___ DATASET EXCERPT ___

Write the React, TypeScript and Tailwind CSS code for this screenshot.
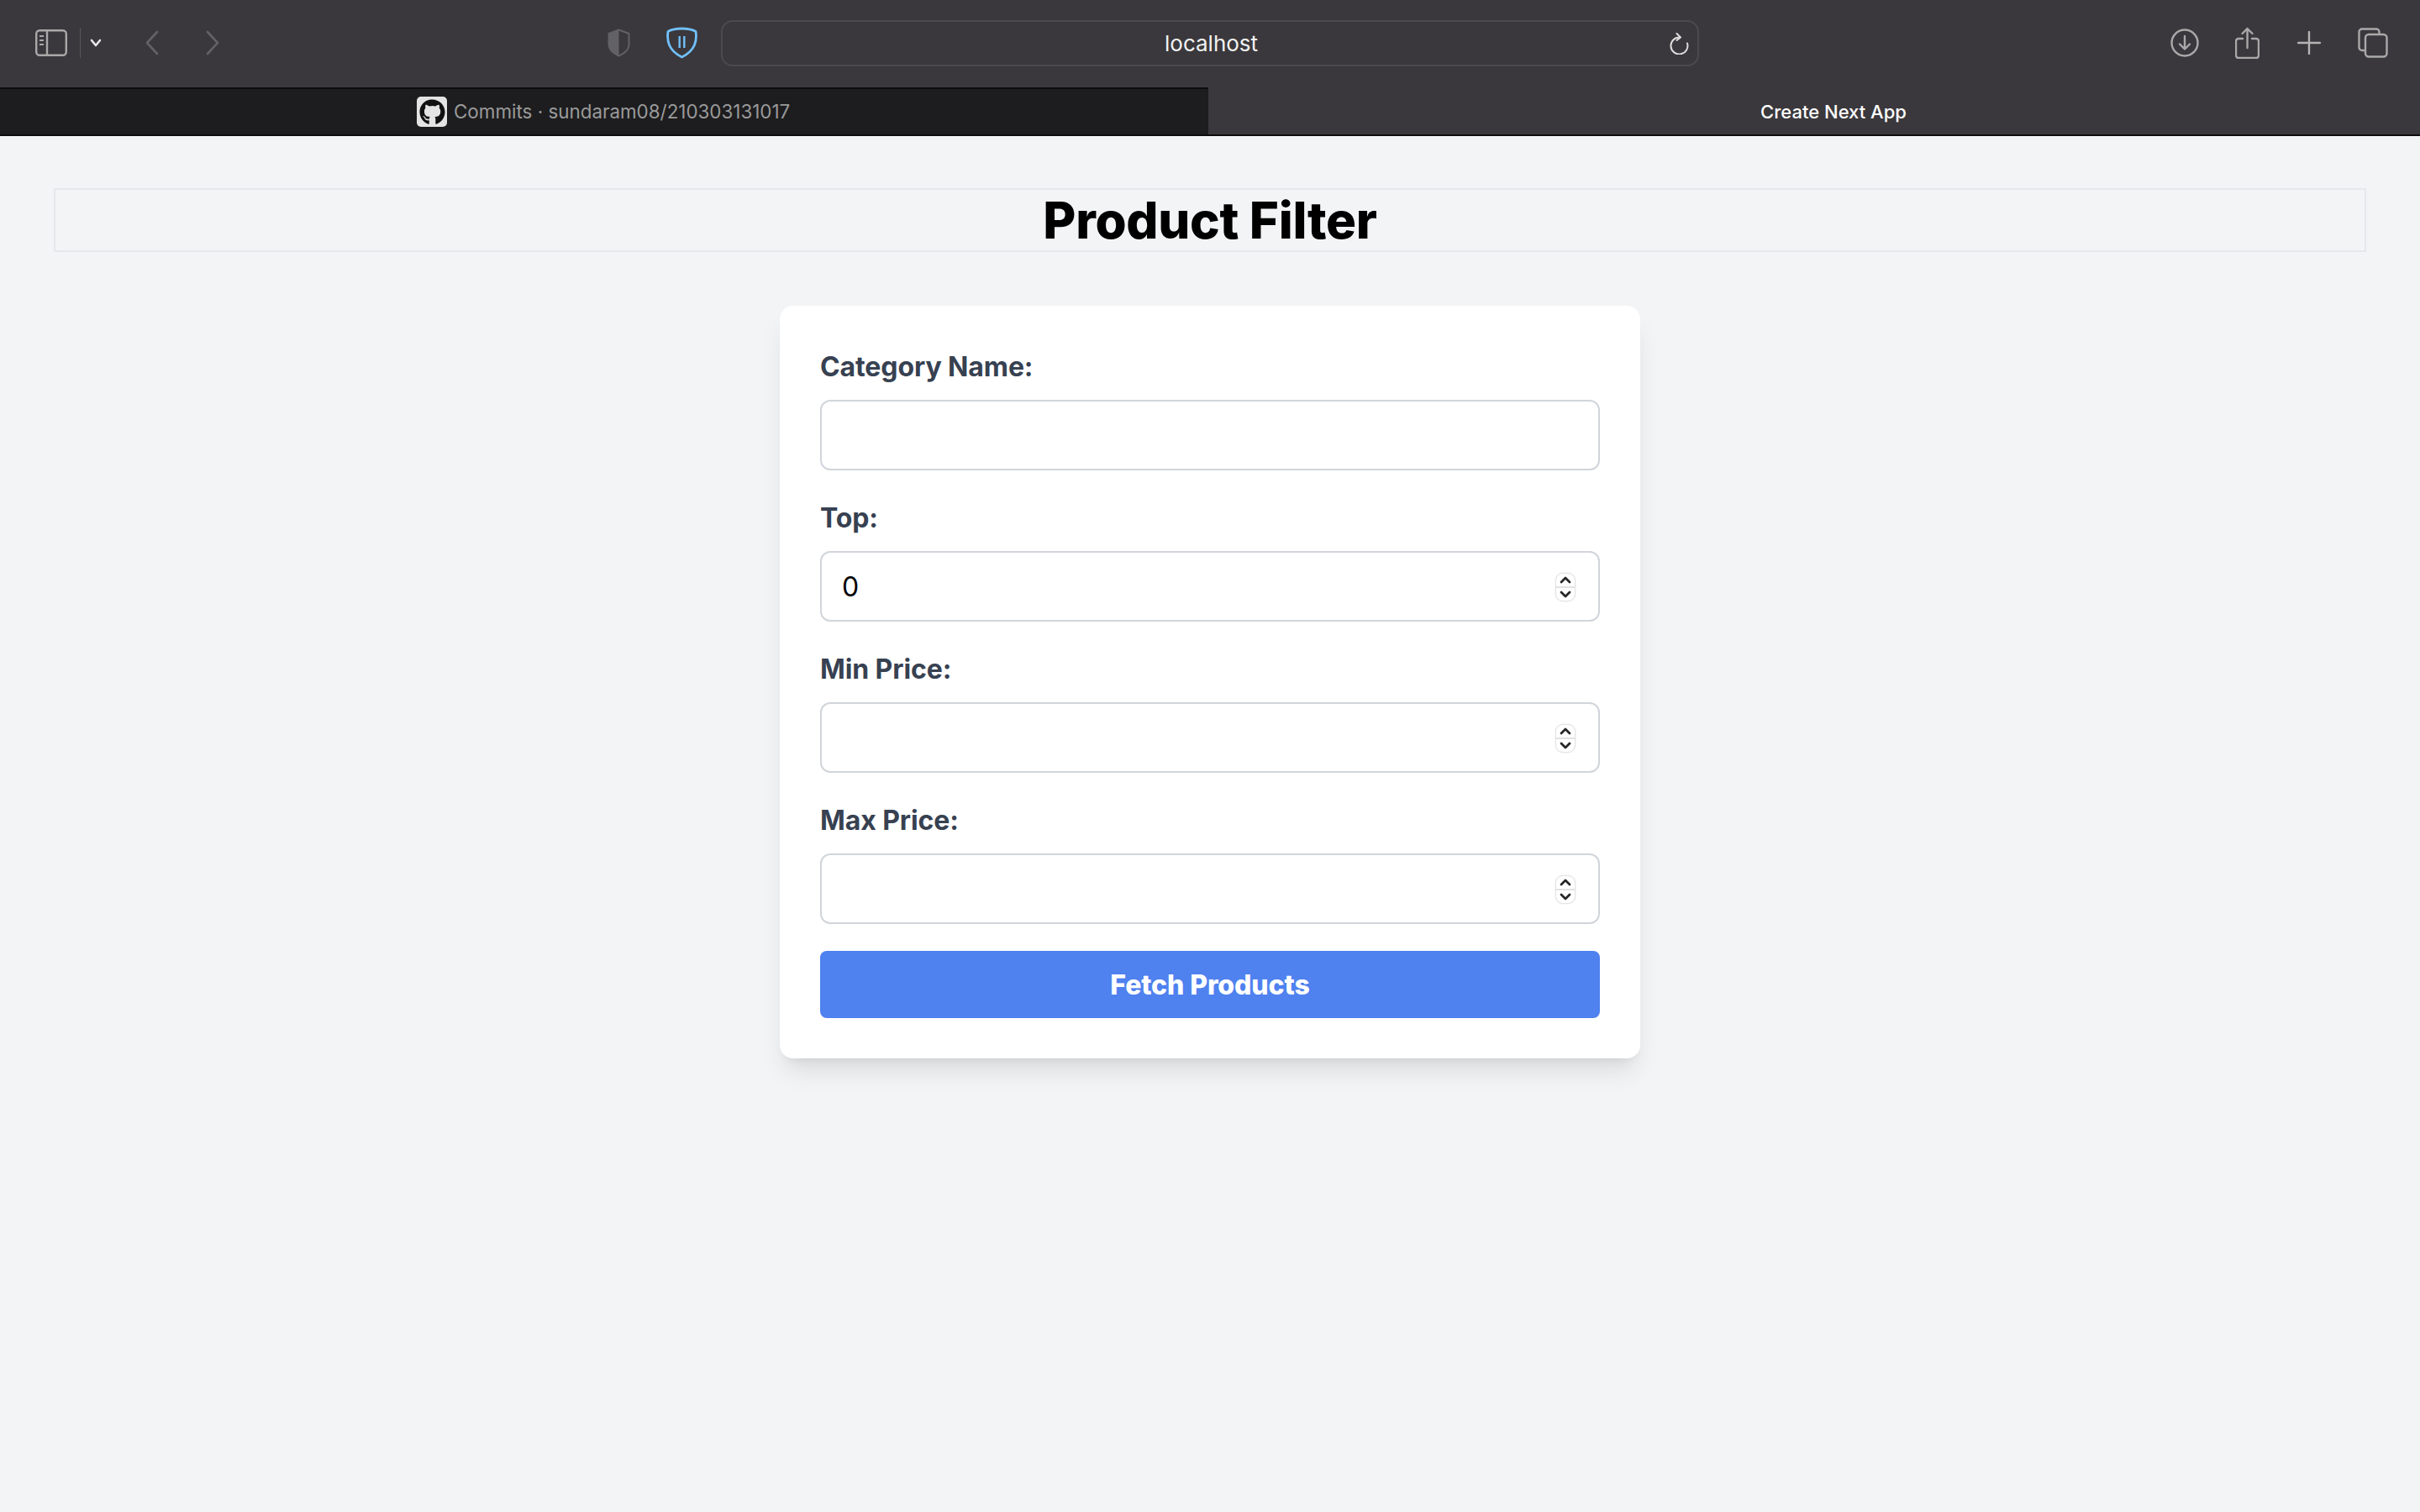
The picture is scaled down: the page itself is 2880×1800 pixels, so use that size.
import { FaGithub } from 'react-icons/fa';

const fields = [
  { label: 'Category Name:', type: 'text', value: '' },
  { label: 'Top:', type: 'number', value: '0' },
  { label: 'Min Price:', type: 'number', value: '' },
  { label: 'Max Price:', type: 'number', value: '' },
];

const Spinner = () => (
  <div className="absolute top-[26px] right-[29px] flex h-[34px] w-[24px] flex-col overflow-hidden rounded-[9px] border border-[#e4e4e4] bg-white shadow-[0_0_2px_rgba(0,0,0,0.12)]">
    <div className="flex flex-1 items-center justify-center border-b-2 border-[#e2e2e2]">
      <svg width="14" height="9" viewBox="0 0 14 9" fill="none" stroke="#262626" strokeWidth="2.8" strokeLinecap="round" strokeLinejoin="round">
        <path d="M2 7l5-5 5 5" />
      </svg>
    </div>
    <div className="flex flex-1 items-center justify-center">
      <svg width="14" height="9" viewBox="0 0 14 9" fill="none" stroke="#262626" strokeWidth="2.8" strokeLinecap="round" strokeLinejoin="round">
        <path d="M2 2l5 5 5-5" />
      </svg>
    </div>
  </div>
);

const Toolbar = () => (
  <div className="flex h-[104px] items-center bg-[#3a383c] pl-[42px]">
    <svg className="mb-[2px]" width="38" height="32" viewBox="0 0 38 32" fill="none" stroke="#a9a9a9" strokeWidth="2.4">
      <rect x="1.2" y="1.2" width="35.6" height="29.6" rx="4" />
      <path d="M14 1.5v29" />
      <path d="M5 8h5M5 13h5M5 18h5" strokeWidth="2" />
    </svg>
    <div className="mb-[2px] ml-[15px] h-[36px] w-px bg-[#57565a]" />
    <svg className="mb-[2px] ml-[11px]" width="14" height="10" viewBox="0 0 14 10" fill="none" stroke="#e8e8e8" strokeWidth="2.6" strokeLinecap="round" strokeLinejoin="round">
      <path d="M2 2l5 6 5-6" />
    </svg>
    <svg className="mb-[2px] ml-[52px]" width="16" height="30" viewBox="0 0 16 30" fill="none" stroke="#626165" strokeWidth="2.6" strokeLinecap="round" strokeLinejoin="round">
      <path d="M14 2L2 15l12 13" />
    </svg>
    <svg className="mb-[2px] ml-[55px]" width="18" height="30" viewBox="0 0 18 30" fill="none" stroke="#626165" strokeWidth="2.6" strokeLinecap="round" strokeLinejoin="round">
      <path d="M3 2l12 13L3 28" />
    </svg>
    <svg className="mb-[2px] ml-[461px]" width="27" height="34" viewBox="0 0 27 34" fill="none">
      <path d="M13.5 1.5L25.5 6v13c0 6-5 10.500-12 13.500C6.500 29.500 1.500 25 1.500 19V6z" stroke="#626165" strokeWidth="2" strokeLinejoin="round" />
      <path d="M13.500 1.500L1.500 6v13c0 6 5 10.500 12 13.500z" fill="#626165" />
    </svg>
    <svg className="mb-[2px] ml-[43px]" width="37" height="38" viewBox="0 0 37 38" fill="none" stroke="#71c0fb" strokeWidth="2.800" strokeLinejoin="round">
      <path d="M18.500 2c6.500 0 12 1 16.500 3.500.8 5 .5 11-1.500 16-2.500 6-8 11-15 14.500C11.500 32.500 6 27.500 3.500 21.500 1.500 16.500 1.200 10.500 2 5.500 6.500 3 12 2 18.500 2z" />
      <path d="M15.700 11v14M21.300 11v14" strokeWidth="2.400" />
    </svg>
    <div className="mb-[1px] ml-[28px] flex h-[55px] w-[1164px] items-center justify-between rounded-[14px] border-2 border-[#4b4a4e] pl-[526px] pr-[10px]">
      <span className="font-['Inter',sans-serif] text-[26px] text-[#f2f2f2]">localhost</span>
      <svg width="24" height="26" viewBox="0 0 24 26" fill="none" stroke="#dcdcdc" strokeWidth="2" strokeLinecap="round" strokeLinejoin="round">
        <path d="M13 5.500a10 10 0 1 0 9 7" />
        <path d="M9.500 1l4.500 4.500-4.500 3.500" />
      </svg>
    </div>
    <svg className="mb-[2px] ml-[561px]" width="34" height="34" viewBox="0 0 34 34" fill="none" stroke="#a9a9a9" strokeWidth="2.400" strokeLinecap="round" strokeLinejoin="round">
      <circle cx="17" cy="17" r="15.500" />
      <path d="M17 9v15M11 18.500l6 6 6-6" />
    </svg>
    <svg className="mb-[2px] ml-[43px]" width="29" height="38" viewBox="0 0 29 38" fill="none" stroke="#a9a9a9" strokeWidth="2.400" strokeLinecap="round" strokeLinejoin="round">
      <path d="M9 14H4a3 3 0 0 0-3 3v17a3 3 0 0 0 3 3h21a3 3 0 0 0 3-3V17a3 3 0 0 0-3-3h-5" />
      <path d="M14.500 25V2M8.500 8l6-6 6 6" />
    </svg>
    <svg className="mb-[2px] ml-[45px]" width="28" height="28" viewBox="0 0 28 28" fill="none" stroke="#b4b4b4" strokeWidth="2.400" strokeLinecap="round">
      <path d="M14 1v26M1 14h26" />
    </svg>
    <svg className="mb-[2px] ml-[44px]" width="36" height="36" viewBox="0 0 36 36" fill="none" stroke="#a9a9a9" strokeWidth="2.400" strokeLinejoin="round">
      <path d="M8 27H5a3.500 3.500 0 0 1-3.500-3.500V5A3.500 3.500 0 0 1 5 1.500h17A3.500 3.500 0 0 1 25.500 5v3" />
      <rect x="9" y="8" width="25.500" height="26.500" rx="4" />
    </svg>
  </div>
);

const TabBar = () => (
  <div className="flex h-[58px] border-b-2 border-[#0c0c0d] font-['Inter',sans-serif] text-[22px]">
    <div className="flex w-[1438px] items-center gap-[8px] border-t-2 border-[#0c0c0d] bg-[#1d1d1f] pl-[496px]">
      <div className="flex h-[36px] w-[36px] items-center justify-center rounded-[5px] bg-[#e4e4e4]">
        <FaGithub className="text-[31px] text-[#111111]" />
      </div>
      <span className="text-[22.4px] text-[#9a9a9a]">Commits · sundaram08/210303131017</span>
    </div>
    <div className="flex flex-1 items-center justify-center bg-[#3a383c] pl-[46px] pt-[2px] font-medium text-white">
      Create Next App
    </div>
  </div>
);

export default function App() {
  return (
    <div className="flex min-h-screen flex-col bg-[#f3f4f6] font-['Inter',sans-serif]">
      <Toolbar />
      <TabBar />
      <div className="flex flex-col items-center px-16 pt-[62px]">
        <h1 className="w-full border-2 border-[#e5e7eb] text-center text-[60px] leading-[72px] font-extrabold tracking-[-0.3px] text-black">
          Product Filter
        </h1>
        <div className="mt-[64px] w-[1024px] rounded-2xl bg-white p-12 shadow-[0_20px_30px_-6px_rgba(0,0,0,0.1),0_8px_12px_-8px_rgba(0,0,0,0.1)]">
          <div className="flex flex-col gap-8">
            {fields.map((field) => (
              <div key={field.label}>
                <label className="mb-[14px] block text-[32px] leading-[50px] font-bold tracking-[-0.1px] text-[#374151]">
                  {field.label}
                </label>
                <div className="relative">
                  <input
                    type="text"
                    readOnly
                    value={field.value}
                    className="block h-[84px] w-full rounded-xl border-2 border-[#d1d5db] bg-white px-[24px] font-['Inter',sans-serif] text-[32px] text-black"
                  />
                  {field.type === 'number' && <Spinner />}
                </div>
              </div>
            ))}
            <button className="h-[80px] w-full rounded-lg bg-[#4f81ef] pt-[2px] text-[32px] font-extrabold tracking-[-0.1px] text-white">
              Fetch Products
            </button>
          </div>
        </div>
      </div>
    </div>
  );
}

___

### WRITTEN INSTRUCTION:
Copy all the lines of data exactly as they appear, dropping any images.

### ANSWER TO THE EXERCISE:
Write the React, TypeScript and Tailwind CSS code for this screenshot.
The picture is scaled down: the page itself is 2880×1800 pixels, so use that size.
import { FaGithub } from 'react-icons/fa';

const fields = [
  { label: 'Category Name:', type: 'text', value: '' },
  { label: 'Top:', type: 'number', value: '0' },
  { label: 'Min Price:', type: 'number', value: '' },
  { label: 'Max Price:', type: 'number', value: '' },
];

const Spinner = () => (
  <div className="absolute top-[26px] right-[29px] flex h-[34px] w-[24px] flex-col overflow-hidden rounded-[9px] border border-[#e4e4e4] bg-white shadow-[0_0_2px_rgba(0,0,0,0.12)]">
    <div className="flex flex-1 items-center justify-center border-b-2 border-[#e2e2e2]">
      <svg width="14" height="9" viewBox="0 0 14 9" fill="none" stroke="#262626" strokeWidth="2.8" strokeLinecap="round" strokeLinejoin="round">
        <path d="M2 7l5-5 5 5" />
      </svg>
    </div>
    <div className="flex flex-1 items-center justify-center">
      <svg width="14" height="9" viewBox="0 0 14 9" fill="none" stroke="#262626" strokeWidth="2.8" strokeLinecap="round" strokeLinejoin="round">
        <path d="M2 2l5 5 5-5" />
      </svg>
    </div>
  </div>
);

const Toolbar = () => (
  <div className="flex h-[104px] items-center bg-[#3a383c] pl-[42px]">
    <svg className="mb-[2px]" width="38" height="32" viewBox="0 0 38 32" fill="none" stroke="#a9a9a9" strokeWidth="2.4">
      <rect x="1.2" y="1.2" width="35.6" height="29.6" rx="4" />
      <path d="M14 1.5v29" />
      <path d="M5 8h5M5 13h5M5 18h5" strokeWidth="2" />
    </svg>
    <div className="mb-[2px] ml-[15px] h-[36px] w-px bg-[#57565a]" />
    <svg className="mb-[2px] ml-[11px]" width="14" height="10" viewBox="0 0 14 10" fill="none" stroke="#e8e8e8" strokeWidth="2.6" strokeLinecap="round" strokeLinejoin="round">
      <path d="M2 2l5 6 5-6" />
    </svg>
    <svg className="mb-[2px] ml-[52px]" width="16" height="30" viewBox="0 0 16 30" fill="none" stroke="#626165" strokeWidth="2.6" strokeLinecap="round" strokeLinejoin="round">
      <path d="M14 2L2 15l12 13" />
    </svg>
    <svg className="mb-[2px] ml-[55px]" width="18" height="30" viewBox="0 0 18 30" fill="none" stroke="#626165" strokeWidth="2.6" strokeLinecap="round" strokeLinejoin="round">
      <path d="M3 2l12 13L3 28" />
    </svg>
    <svg className="mb-[2px] ml-[461px]" width="27" height="34" viewBox="0 0 27 34" fill="none">
      <path d="M13.5 1.5L25.5 6v13c0 6-5 10.500-12 13.500C6.500 29.500 1.500 25 1.500 19V6z" stroke="#626165" strokeWidth="2" strokeLinejoin="round" />
      <path d="M13.500 1.500L1.500 6v13c0 6 5 10.500 12 13.500z" fill="#626165" />
    </svg>
    <svg className="mb-[2px] ml-[43px]" width="37" height="38" viewBox="0 0 37 38" fill="none" stroke="#71c0fb" strokeWidth="2.800" strokeLinejoin="round">
      <path d="M18.500 2c6.500 0 12 1 16.500 3.500.8 5 .5 11-1.500 16-2.500 6-8 11-15 14.500C11.500 32.500 6 27.500 3.500 21.500 1.500 16.500 1.200 10.500 2 5.500 6.500 3 12 2 18.500 2z" />
      <path d="M15.700 11v14M21.300 11v14" strokeWidth="2.400" />
    </svg>
    <div className="mb-[1px] ml-[28px] flex h-[55px] w-[1164px] items-center justify-between rounded-[14px] border-2 border-[#4b4a4e] pl-[526px] pr-[10px]">
      <span className="font-['Inter',sans-serif] text-[26px] text-[#f2f2f2]">localhost</span>
      <svg width="24" height="26" viewBox="0 0 24 26" fill="none" stroke="#dcdcdc" strokeWidth="2" strokeLinecap="round" strokeLinejoin="round">
        <path d="M13 5.500a10 10 0 1 0 9 7" />
        <path d="M9.500 1l4.500 4.500-4.500 3.500" />
      </svg>
    </div>
    <svg className="mb-[2px] ml-[561px]" width="34" height="34" viewBox="0 0 34 34" fill="none" stroke="#a9a9a9" strokeWidth="2.400" strokeLinecap="round" strokeLinejoin="round">
      <circle cx="17" cy="17" r="15.500" />
      <path d="M17 9v15M11 18.500l6 6 6-6" />
    </svg>
    <svg className="mb-[2px] ml-[43px]" width="29" height="38" viewBox="0 0 29 38" fill="none" stroke="#a9a9a9" strokeWidth="2.400" strokeLinecap="round" strokeLinejoin="round">
      <path d="M9 14H4a3 3 0 0 0-3 3v17a3 3 0 0 0 3 3h21a3 3 0 0 0 3-3V17a3 3 0 0 0-3-3h-5" />
      <path d="M14.500 25V2M8.500 8l6-6 6 6" />
    </svg>
    <svg className="mb-[2px] ml-[45px]" width="28" height="28" viewBox="0 0 28 28" fill="none" stroke="#b4b4b4" strokeWidth="2.400" strokeLinecap="round">
      <path d="M14 1v26M1 14h26" />
    </svg>
    <svg className="mb-[2px] ml-[44px]" width="36" height="36" viewBox="0 0 36 36" fill="none" stroke="#a9a9a9" strokeWidth="2.400" strokeLinejoin="round">
      <path d="M8 27H5a3.500 3.500 0 0 1-3.500-3.500V5A3.500 3.500 0 0 1 5 1.500h17A3.500 3.500 0 0 1 25.500 5v3" />
      <rect x="9" y="8" width="25.500" height="26.500" rx="4" />
    </svg>
  </div>
);

const TabBar = () => (
  <div className="flex h-[58px] border-b-2 border-[#0c0c0d] font-['Inter',sans-serif] text-[22px]">
    <div className="flex w-[1438px] items-center gap-[8px] border-t-2 border-[#0c0c0d] bg-[#1d1d1f] pl-[496px]">
      <div className="flex h-[36px] w-[36px] items-center justify-center rounded-[5px] bg-[#e4e4e4]">
        <FaGithub className="text-[31px] text-[#111111]" />
      </div>
      <span className="text-[22.4px] text-[#9a9a9a]">Commits · sundaram08/210303131017</span>
    </div>
    <div className="flex flex-1 items-center justify-center bg-[#3a383c] pl-[46px] pt-[2px] font-medium text-white">
      Create Next App
    </div>
  </div>
);

export default function App() {
  return (
    <div className="flex min-h-screen flex-col bg-[#f3f4f6] font-['Inter',sans-serif]">
      <Toolbar />
      <TabBar />
      <div className="flex flex-col items-center px-16 pt-[62px]">
        <h1 className="w-full border-2 border-[#e5e7eb] text-center text-[60px] leading-[72px] font-extrabold tracking-[-0.3px] text-black">
          Product Filter
        </h1>
        <div className="mt-[64px] w-[1024px] rounded-2xl bg-white p-12 shadow-[0_20px_30px_-6px_rgba(0,0,0,0.1),0_8px_12px_-8px_rgba(0,0,0,0.1)]">
          <div className="flex flex-col gap-8">
            {fields.map((field) => (
              <div key={field.label}>
                <label className="mb-[14px] block text-[32px] leading-[50px] font-bold tracking-[-0.1px] text-[#374151]">
                  {field.label}
                </label>
                <div className="relative">
                  <input
                    type="text"
                    readOnly
                    value={field.value}
                    className="block h-[84px] w-full rounded-xl border-2 border-[#d1d5db] bg-white px-[24px] font-['Inter',sans-serif] text-[32px] text-black"
                  />
                  {field.type === 'number' && <Spinner />}
                </div>
              </div>
            ))}
            <button className="h-[80px] w-full rounded-lg bg-[#4f81ef] pt-[2px] text-[32px] font-extrabold tracking-[-0.1px] text-white">
              Fetch Products
            </button>
          </div>
        </div>
      </div>
    </div>
  );
}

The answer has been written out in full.